Aunque no llevé cámara fotográfica, no pude resistir la tentación de tomar fotos con celulares de amigos junto al trigo y los girasoles florecían a lo largo de la ruta, entre pueblo y pueblo de casas de piedras y campanarios con vista a la plaza mayor. Tampoco pude rehusarme a que me tomasen fotos.
La televisión no fue un problema porque la mayoría de los albergues no tenían televisores. Y cuando veía televisores prendidos, simplemente los ignoraba. Resistí sin problemas la tentación de conectarme a una computadora cuando aparecía una.
Tuve un poco de miedo en el centro de León, una madrugada que me quedé afuera de mi albergue por más de tres horas, y las veces que caminé tramos largos sin nadie a mi alrededor.
Temía lastimarme la columna y no tener a nadie que me socorriera. En enero me diagnosticaron una hernia en un disco lumbar. Afortunadamente, no tuve dolor alguno en la espalda.
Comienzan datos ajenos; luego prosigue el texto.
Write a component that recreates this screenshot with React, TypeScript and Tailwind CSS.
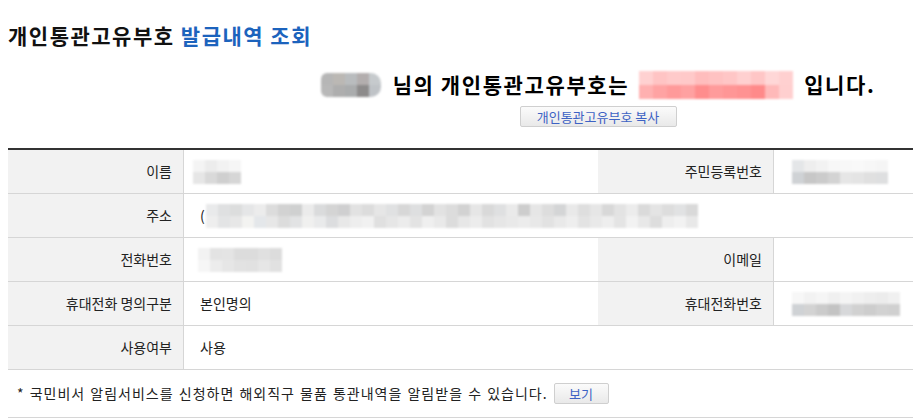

En caso de emergencia solo tenía un silbato y mis bastones de senderismo. Los sustos me hicieron comprar una guía, que me hizo sentir un poco más seguro, especialmente después de saber que la estadounidense Denise Thiem desapareció en abril cerca de Astorga y todavía no hay novedades de su paradero.
Mi deseo de no sentirme solo al final de la ruta pudo más que las ganas de desconectarme y el 27 de julio me conecté a Facebook en Sarria para encontrarme con un par de amigas que estaban en la zona y caminar con ellas.
Los planes cambiaron y cuatro días después corrí los últimos 20 kilómetros (12 millas) sin mochila para completar la ruta de 760 kilómetros (470 millas).
A simple vista, el mayor desafío parece ser el esfuerzo físico. Soy donante de riñón, tengo el colesterol alto, pasé tres sustos por una leve arritmia cardiaca y terminé con ampollas y una tendinitis terrible en la pierna izquierda. En realidad, lo más duro fue desconectarme. Me tomó ocho días dejar de pensar en el trabajo.
El Camino me ayudó a comprender o recordar lecciones de vida que tenía casi olvidadas. Por ejemplo, ahora sé que un vaso medio vacío puede ser presagio de júbilo. Esto lo comprendí en Mélide, donde siete valencianas me hicieron retorcer a carcajadas hasta que se me fueron todas las penas.
Escuchar redoblar las campanas, llenarme los ojos de un horizonte verde y remojar mis pies en las fuentes me ayudaron a recordar mi herencia mestiza. España es para los latinos lo que el corazón es para el latido.
Aunque no pude desconectarme totalmente, fui feliz y logré la armonía que buscaba. Ahora he notado que soy más paciente, enfrento situaciones difíciles con más calma y hasta he adoptado el sobrenombre que me regalaron mis amigos españoles, Edu.
¿Volvería a desconectarme? No lo sé. Mi desafío ahora es seguir viviendo como en El Camino, amando al prójimo, llevando una vida sencilla y viviendo con el corazón al sol.